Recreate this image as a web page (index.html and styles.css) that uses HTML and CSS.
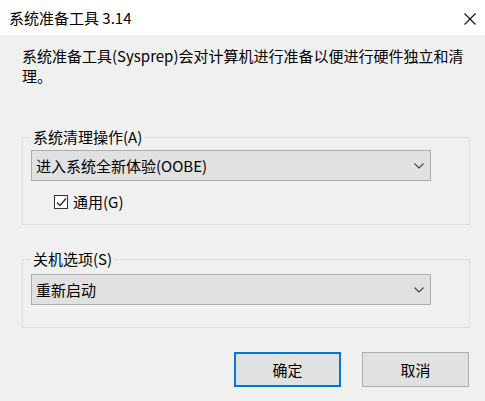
FILE: index.html
```html
<!DOCTYPE html>
<html lang="zh-CN">
<head>
<meta charset="utf-8">
<title>系统准备工具 3.14</title>
<link rel="stylesheet" href="styles.css">
</head>
<body>
<div class="window">
  <div class="titlebar">
    <span class="title">系统准备工具 3.14</span>
    <span class="close">
      <svg width="12" height="12" viewBox="0 0 12 12"><path d="M0.5 0.5L11.5 11.5M11.5 0.5L0.5 11.5" stroke="#111" stroke-width="1.1" fill="none"/></svg>
    </span>
  </div>
  <div class="content">
    <p class="desc">系统准备工具(Sysprep)会对计算机进行准备以便进行硬件独立和清理。</p>
    <fieldset class="group group-cleanup">
      <legend>系统清理操作(A)</legend>
      <div class="combo">
        <span>进入系统全新体验(OOBE)</span>
        <svg class="chev" width="10" height="6" viewBox="0 0 10 6"><path d="M0.5 0.5L5 5L9.5 0.5" stroke="#444" stroke-width="1.1" fill="none"/></svg>
      </div>
      <label class="check">
        <span class="box">
          <svg width="11" height="11" viewBox="0 0 11 11"><path d="M1 5.5L4 8.5L10 1.5" stroke="#222" stroke-width="1.2" fill="none"/></svg>
        </span>
        <span>通用(G)</span>
      </label>
    </fieldset>
    <fieldset class="group group-shutdown">
      <legend>关机选项(S)</legend>
      <div class="combo">
        <span>重新启动</span>
        <svg class="chev" width="10" height="6" viewBox="0 0 10 6"><path d="M0.5 0.5L5 5L9.5 0.5" stroke="#444" stroke-width="1.1" fill="none"/></svg>
      </div>
    </fieldset>
    <div class="buttons">
      <button class="btn btn-default">确定</button>
      <button class="btn">取消</button>
    </div>
  </div>
</div>
</body>
</html>
```
FILE: styles.css
```css
html, body {
  margin: 0;
  padding: 0;
}
body {
  width: 485px;
  height: 401px;
  overflow: hidden;
  background: #f0f0f0;
  font-family: "Noto Sans CJK SC", "Noto Sans", sans-serif;
  font-size: 15px;
  color: #000;
}
.window {
  width: 485px;
  height: 401px;
  display: flex;
  flex-direction: column;
}
.titlebar {
  height: 35px;
  background: #fff;
  display: flex;
  align-items: center;
  justify-content: space-between;
  padding: 0 9px 0 9px;
  box-sizing: border-box;
}
.title {
  line-height: 20px;
  margin-top: 1px;
}
.close {
  display: flex;
  margin-right: 0;
  margin-top: 2px;
}
.content {
  padding: 0 16px 0 22px;
  display: flex;
  flex-direction: column;
}
.desc {
  margin: 11px 0 0 0;
  line-height: 20px;
  width: 445px;
}
.group {
  margin: 0;
  border: 1px solid #dcdcdc;
  padding: 5px 38px 12px 8px;
  width: 447px;
  box-sizing: border-box;
}
.group legend {
  padding: 0 2px;
  margin-left: 0;
  line-height: 16px;
  height: 16px;
}
.group-cleanup {
  margin-top: 43px;
}
.group-shutdown {
  margin-top: 26px;
  padding-top: 7px;
  padding-bottom: 22px;
}
.combo {
  height: 31px;
  width: 400px;
  box-sizing: border-box;
  border: 1px solid #adadad;
  background: #e1e1e1;
  display: flex;
  align-items: center;
  justify-content: space-between;
  padding: 0 6px 0 4px;
  line-height: 20px;
}
.chev {
  display: block;
  margin-top: 1px;
}
.check {
  display: flex;
  align-items: center;
  margin: 11px 0 0 23px;
  line-height: 20px;
  gap: 5px;
}
.box {
  width: 14px;
  height: 14px;
  box-sizing: border-box;
  border: 1px solid #333;
  background: #fff;
  display: flex;
  align-items: center;
  justify-content: center;
}
.box svg {
  display: block;
}
.buttons {
  display: flex;
  justify-content: flex-end;
  gap: 21px;
  margin-top: 24px;
}
.btn {
  width: 107px;
  height: 35px;
  box-sizing: border-box;
  border: 1px solid #adadad;
  background: #e1e1e1;
  font-family: inherit;
  font-size: 15px;
  color: #000;
  padding: 0;
  margin: 0;
}
.btn-default {
  border: 2px solid #0078d7;
}
```
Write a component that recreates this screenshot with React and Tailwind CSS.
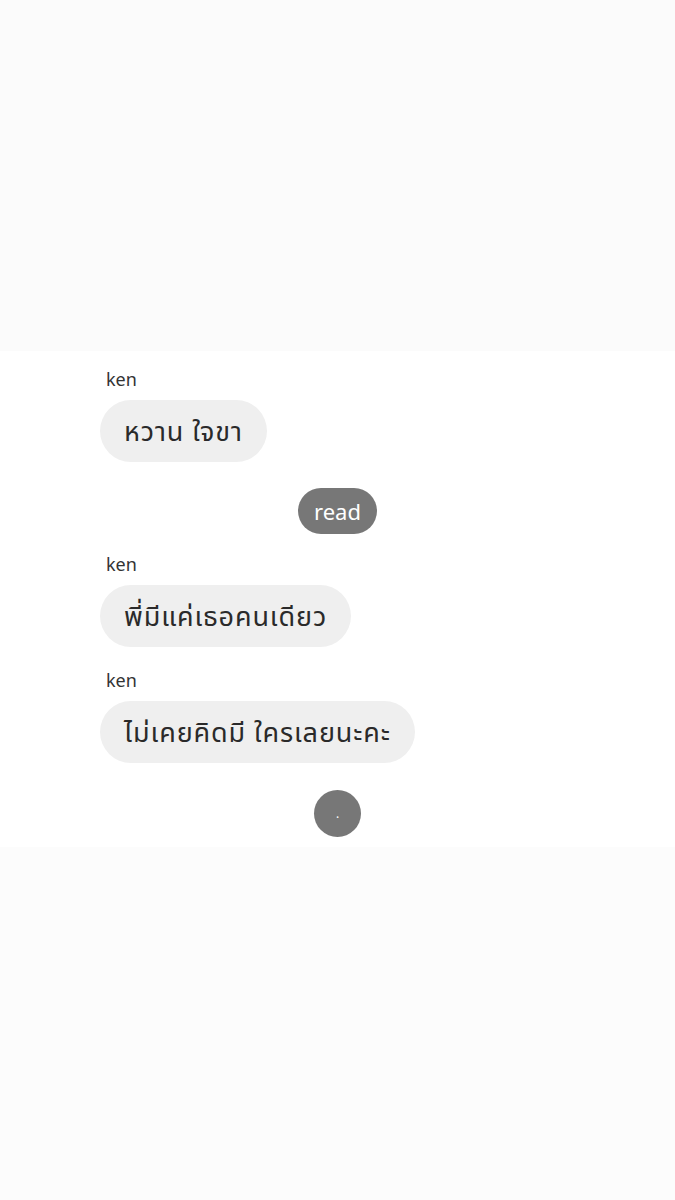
const messages = [
  { from: 'ken', text: 'หวาน ใจขา' },
  { read: 'read' },
  { from: 'ken', text: 'พี่มีแค่เธอคนเดียว' },
  { from: 'ken', text: 'ไม่เคยคิดมี ใครเลยนะคะ' },
];

const font = { fontFamily: '"Noto Sans", "Noto Sans Thai", "Liberation Sans", sans-serif' };

const Incoming = ({ from, text }) => (
  <div className="pl-[100px] flex flex-col items-start">
    <span className="ml-[6px] text-[18px] leading-[22px] text-[#333]">{from}</span>
    <div className="mt-[10px] h-[62px] px-6 flex items-center rounded-full bg-[#efefef] text-[27px] tracking-[0.9px] text-[#2a2a2a]">
      {text}
    </div>
  </div>
);

const App = () => {
  return (
    <div className="w-[675px] h-[1200px] flex flex-col bg-[#fcfcfc]" style={font}>
      <div className="h-[351px] bg-[#fbfbfb]" />

      <div className="bg-white pt-[17px] pb-[10px] flex flex-col">
        <Incoming {...messages[0]} />

        <div className="mt-[26px] flex justify-center">
          <div className="h-[46px] px-4 flex items-center rounded-full bg-[#777] text-white text-[22px]">
            read
          </div>
        </div>

        <div className="mt-[19px]">
          <Incoming {...messages[2]} />
        </div>
        <div className="mt-[22px]">
          <Incoming {...messages[3]} />
        </div>

        <div className="mt-[27px] flex justify-center">
          <div className="w-[47px] h-[47px] rounded-full bg-[#777] flex items-center justify-center text-white text-[12px] leading-none">
            .
          </div>
        </div>
      </div>
    </div>
  );
};

export default App;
══════════
Exact duplication of all the records is required; pictures are omitted from the copy.

■ **EXERCISE SOLUTION**
Recreate this image as a web page (index.html and styles.css) that uses HTML and CSS.
FILE: index.html
```html
<!DOCTYPE html>
<html lang="zh-CN">
<head>
<meta charset="utf-8">
<title>系统准备工具 3.14</title>
<link rel="stylesheet" href="styles.css">
</head>
<body>
<div class="window">
  <div class="titlebar">
    <span class="title">系统准备工具 3.14</span>
    <span class="close">
      <svg width="12" height="12" viewBox="0 0 12 12"><path d="M0.5 0.5L11.5 11.5M11.5 0.5L0.5 11.5" stroke="#111" stroke-width="1.1" fill="none"/></svg>
    </span>
  </div>
  <div class="content">
    <p class="desc">系统准备工具(Sysprep)会对计算机进行准备以便进行硬件独立和清理。</p>
    <fieldset class="group group-cleanup">
      <legend>系统清理操作(A)</legend>
      <div class="combo">
        <span>进入系统全新体验(OOBE)</span>
        <svg class="chev" width="10" height="6" viewBox="0 0 10 6"><path d="M0.5 0.5L5 5L9.5 0.5" stroke="#444" stroke-width="1.1" fill="none"/></svg>
      </div>
      <label class="check">
        <span class="box">
          <svg width="11" height="11" viewBox="0 0 11 11"><path d="M1 5.5L4 8.5L10 1.5" stroke="#222" stroke-width="1.2" fill="none"/></svg>
        </span>
        <span>通用(G)</span>
      </label>
    </fieldset>
    <fieldset class="group group-shutdown">
      <legend>关机选项(S)</legend>
      <div class="combo">
        <span>重新启动</span>
        <svg class="chev" width="10" height="6" viewBox="0 0 10 6"><path d="M0.5 0.5L5 5L9.5 0.5" stroke="#444" stroke-width="1.1" fill="none"/></svg>
      </div>
    </fieldset>
    <div class="buttons">
      <button class="btn btn-default">确定</button>
      <button class="btn">取消</button>
    </div>
  </div>
</div>
</body>
</html>
```
FILE: styles.css
```css
html, body {
  margin: 0;
  padding: 0;
}
body {
  width: 485px;
  height: 401px;
  overflow: hidden;
  background: #f0f0f0;
  font-family: "Noto Sans CJK SC", "Noto Sans", sans-serif;
  font-size: 15px;
  color: #000;
}
.window {
  width: 485px;
  height: 401px;
  display: flex;
  flex-direction: column;
}
.titlebar {
  height: 35px;
  background: #fff;
  display: flex;
  align-items: center;
  justify-content: space-between;
  padding: 0 9px 0 9px;
  box-sizing: border-box;
}
.title {
  line-height: 20px;
  margin-top: 1px;
}
.close {
  display: flex;
  margin-right: 0;
  margin-top: 2px;
}
.content {
  padding: 0 16px 0 22px;
  display: flex;
  flex-direction: column;
}
.desc {
  margin: 11px 0 0 0;
  line-height: 20px;
  width: 445px;
}
.group {
  margin: 0;
  border: 1px solid #dcdcdc;
  padding: 5px 38px 12px 8px;
  width: 447px;
  box-sizing: border-box;
}
.group legend {
  padding: 0 2px;
  margin-left: 0;
  line-height: 16px;
  height: 16px;
}
.group-cleanup {
  margin-top: 43px;
}
.group-shutdown {
  margin-top: 26px;
  padding-top: 7px;
  padding-bottom: 22px;
}
.combo {
  height: 31px;
  width: 400px;
  box-sizing: border-box;
  border: 1px solid #adadad;
  background: #e1e1e1;
  display: flex;
  align-items: center;
  justify-content: space-between;
  padding: 0 6px 0 4px;
  line-height: 20px;
}
.chev {
  display: block;
  margin-top: 1px;
}
.check {
  display: flex;
  align-items: center;
  margin: 11px 0 0 23px;
  line-height: 20px;
  gap: 5px;
}
.box {
  width: 14px;
  height: 14px;
  box-sizing: border-box;
  border: 1px solid #333;
  background: #fff;
  display: flex;
  align-items: center;
  justify-content: center;
}
.box svg {
  display: block;
}
.buttons {
  display: flex;
  justify-content: flex-end;
  gap: 21px;
  margin-top: 24px;
}
.btn {
  width: 107px;
  height: 35px;
  box-sizing: border-box;
  border: 1px solid #adadad;
  background: #e1e1e1;
  font-family: inherit;
  font-size: 15px;
  color: #000;
  padding: 0;
  margin: 0;
}
.btn-default {
  border: 2px solid #0078d7;
}
```
Write a component that recreates this screenshot with React and Tailwind CSS.
const messages = [
  { from: 'ken', text: 'หวาน ใจขา' },
  { read: 'read' },
  { from: 'ken', text: 'พี่มีแค่เธอคนเดียว' },
  { from: 'ken', text: 'ไม่เคยคิดมี ใครเลยนะคะ' },
];

const font = { fontFamily: '"Noto Sans", "Noto Sans Thai", "Liberation Sans", sans-serif' };

const Incoming = ({ from, text }) => (
  <div className="pl-[100px] flex flex-col items-start">
    <span className="ml-[6px] text-[18px] leading-[22px] text-[#333]">{from}</span>
    <div className="mt-[10px] h-[62px] px-6 flex items-center rounded-full bg-[#efefef] text-[27px] tracking-[0.9px] text-[#2a2a2a]">
      {text}
    </div>
  </div>
);

const App = () => {
  return (
    <div className="w-[675px] h-[1200px] flex flex-col bg-[#fcfcfc]" style={font}>
      <div className="h-[351px] bg-[#fbfbfb]" />

      <div className="bg-white pt-[17px] pb-[10px] flex flex-col">
        <Incoming {...messages[0]} />

        <div className="mt-[26px] flex justify-center">
          <div className="h-[46px] px-4 flex items-center rounded-full bg-[#777] text-white text-[22px]">
            read
          </div>
        </div>

        <div className="mt-[19px]">
          <Incoming {...messages[2]} />
        </div>
        <div className="mt-[22px]">
          <Incoming {...messages[3]} />
        </div>

        <div className="mt-[27px] flex justify-center">
          <div className="w-[47px] h-[47px] rounded-full bg-[#777] flex items-center justify-center text-white text-[12px] leading-none">
            .
          </div>
        </div>
      </div>
    </div>
  );
};

export default App;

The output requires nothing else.